A surge in long-term interest rates has knocked the wind out of the home loan business.
Lenders and analysts say that applications for new mortgages have fallen sharply in the past month as rates on fixed mortgages jumped to an average of 7.8%, from 7%
The slowdown has all but killed a refinancing boom that began developing early this year. And some industry professionals are fretting that conditions won't improve in the spring, traditionally the strongest season for homebuying.
"We've definitely taken some hits," said Jason Bohrer, executive vice president at American Home Funding, Richmond, Va.
Investors in mortgage banking stocks have clearly taken notice, causing the shares to decline much faster than the market as a whole (story on page 25).
Mortgage interest rates have been rising in response to the jump in long-term Treasury yields. Those rates, in turn, have been lifted by signs that the economy is growing more rapidly than expected.
The upshot: Applications for new home loans skidded 16% in the week ended March 8, according to the Mortgage Bankers Association of America. Applications for refinancings were especially soft, falling more than 30%.
If the trend continues, the spring buying season may be a washout, industry observers said.
April and May usually are strong months because people prefer to shop for homes in warm weather, said Jay Shackford, spokesman for the National Association of Home Builders.
Also, families traditionally like to buy homes during this period because it allows them to settle in during the summer, Mr. Shackford said. "People, generally, if they have school-age children, do not want to move in the middle of the term."
But the higher rates "can't help home sales, even if it's the spring buying season," said David Lereah, chief economist of the Mortgage Bankers Association.

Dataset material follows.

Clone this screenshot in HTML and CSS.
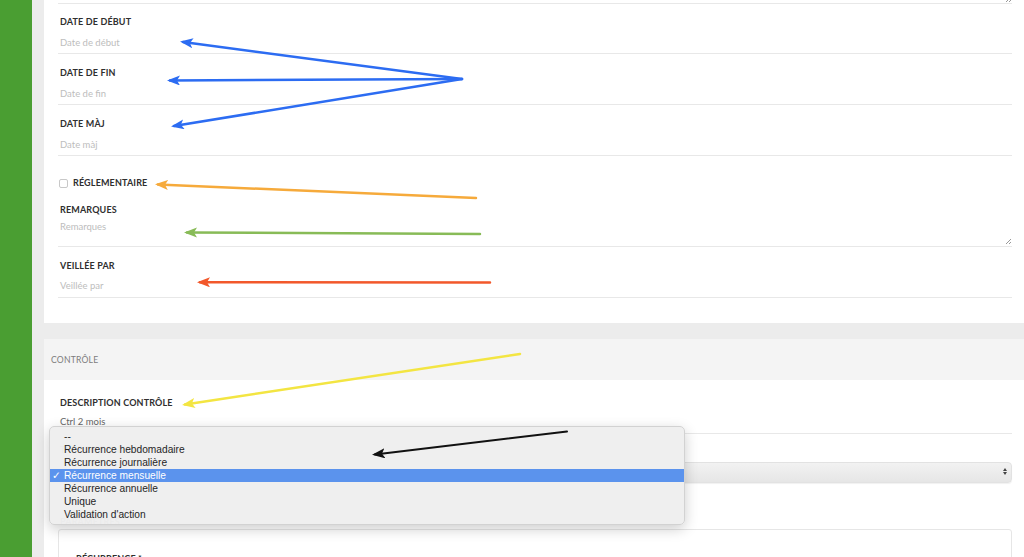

Interviews with mortgage bankers nationwide found nearly all saying originations and refinancings had dropped in recent weeks.
"We have seen a slow-up from the pace that we had at the first of the year," said R. Frederick Taylor, president of Huntington Mortgage Co., Columbus, Ohio.
Refinancings, rather than loans to buy homes, have been hurt the most, he said. "Refinancings are much more discretionary transactions," he said, "and as a result, people must be pulling back."
Still, Huntington Mortgage is not yet ready to write off the spring buying season.
"It's too soon to say if there is any lasting impact from the upheaval that's occurred in the market in the last few weeks," Mr. Taylor said.
Aside from crimping new business, higher rates imperil thousands of "pipeline" loans that have been approved but not yet closed. Customers may now want to pull out of these deals, hoping to come back when rates have settled.
"The obvious concern is if you now have a lot of fluff in your pipeline," said an East Coast mortgage banker.
That apprehension prompted CoreStates Mortgage Services Corp. to mount a preemptive strike last week. It spent three days calling every customer who had a loan in the pipeline, said Patrick Yoder, senior vice president.
"We were concerned," he said, "and our strategy was to get loan officers on the phone immediately." In their discussions, the officers described options available to customers in light of increased rates.
"You don't throw your hands up in a market like this," Mr. Yoder said. "You need to aggressively consult with customers."
Indeed, mortgage bankers said the jump in rates had not packed enough of a wallop to alter hiring and expansion plans.
"We don't see any reason to cut back," said Mr. Bohrer of American Home Funding. "We continue to open new branches."
And other mortgage bankers are betting that the current environment won't last.
"I believe rates will come back down," said Joel A. Brotman, senior vice president at Poughkeepsie Savings Bank. "The fundamentals of the economy don't justify the spike."